2019 reviewed - From bust to boom

The property market could not have started 2019 in worse shape and it could not be finishing the year any stronger.

The year began auspiciously before January 1, when the Opal Tower had to be evacuated on Christmas Eve 2018. This incident signalled the beginning of the building defects issues which remains unresolved for many apartment owners. The Opal Tower was one of the many brand new high rise developments to fill the Sydney skyline in recent years. The apartment sector which was already battling potential over-supply and falling rental returns did not need another battlefront.

In the middle of the year Mascot Towers became the second building where residents needed to be evacuated from due to building defects.

Whilst reservations about some buildings and some developers still linger, the market at large seemed to shrug off the apartment defects issue.

The turnaround in the broader market was truly remarkable, with the volatility over the past 3 years leaving many to ponder – what is true market price?

Increasingly, prices for houses are exceeding their 2017 boom time levels, suggesting the market is setting fresh highs. Given the price correction during the downturn was around 15% and prices only started rising again in June 2019, there is evidence to suggest segments of the market has risen 15% in less than 6 months. Historically, this explosive growth is unprecedented in a market that is recovering. Only in the time to come will we truly know whether this recovery was justified or an irrationally exuberant market response to credit conditions and interest rates being eased.

The boom like conditions are not necessarily being felt Sydney-wide at this stage either. Inner-city housing, the Eastern Suburbs and the Lower North Shore up to the Northern beaches seem be performing the strongest.

The State and Federal elections scheduled for the first half of 2019 set up an intriguing anomaly for the market. The housing market tends to be cautious during elections, rarely do we have 2 significant elections in 3 months. Furthermore, many policies in both elections were likely to directly and indirectly impact on the housing market. The events in the week immediately after the Liberal Party’s shock win in the Federal election on May 18, 2019 set up the property boom we are experiencing now.

There were three significant events that turned the market:

Negative gearing would remain under the Morrison Government. The markets unease with the potential impact of removing negative gearing was apparent in the 6 to 12 months lead up to the election. Labor’s policy would have distorted negative gearing benefits in favour of brand new dwellings, at a time many capital cities were facing an excess of brand new high rise apartments. Once it became clear negative gearing would remain in place, buyer and investor confidence returned almost immediately.

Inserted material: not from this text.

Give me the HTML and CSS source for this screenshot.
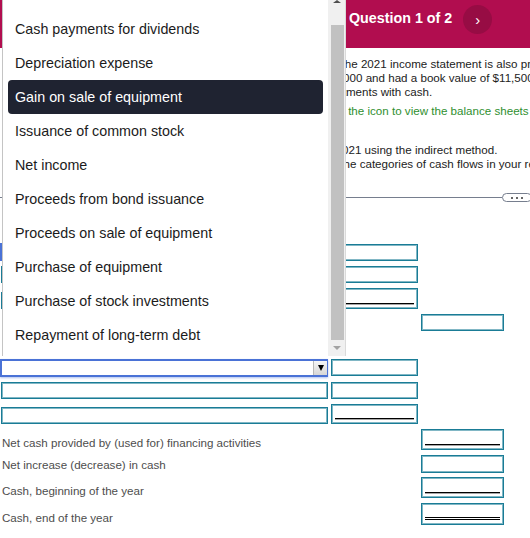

Credit conditions were eased in the days after the Federal election. Further easing was also implemented in July and August as the mortgage assessment rate was lowered, meaning many more prospective buyers qualified for a home loan. This would have occurred if either party won. The Australian Prudential Regulation Authority (APRA) sensed their job was done in slowing the housing market down. Any sustained credit restraints threatened to have catastrophic impact on the market and broader economy. In fairness, APRA were probably not expecting the rapid rebound in housing that then occurred.

Interest rates – the RBA signalled almost immediately after the election they would look to cut interest rates. One got the feeling they would have liked to cut earlier, but that would have meant the RBA risked becoming political mid-election campaign. Rates were cut in June, July and October. By late November, RBA Governor Philip Lowe hinted at more cuts to come and even money printing if Global events dictated it.

Coming into the March State election, stock levels began to tighten, leaving buyers with limited choice. A symptom of a soft real estate market is excess stock level. At the bottom of the market, stock suddenly tightened as vendor’s held out.  At first, there was a sense the stock would ease after the state election, and then when that didn’t happen, people suggested post Federal Election stock would swell. But the expected surge in stock simply did not come, not even in spring. Booming prices did not tempt an excess of sellers onto the market. Buyers have had historically low listings to choose from during 2019.

The market recovery was complete when the Core Logic Index in July/August turned positive and buyer sentiment went with it. The fear that had gripped the market between May 2017 and May 2019 was replaced with cheaper credit, easier access to credit and buyers more willing to take on credit.

After the Royal Commission in 2018, banks are lending out more credit than ever before to home buyers. Credit is the reason the property market finishes 2019 in credit both literally and figuratively. The more things change, the more they stay the same.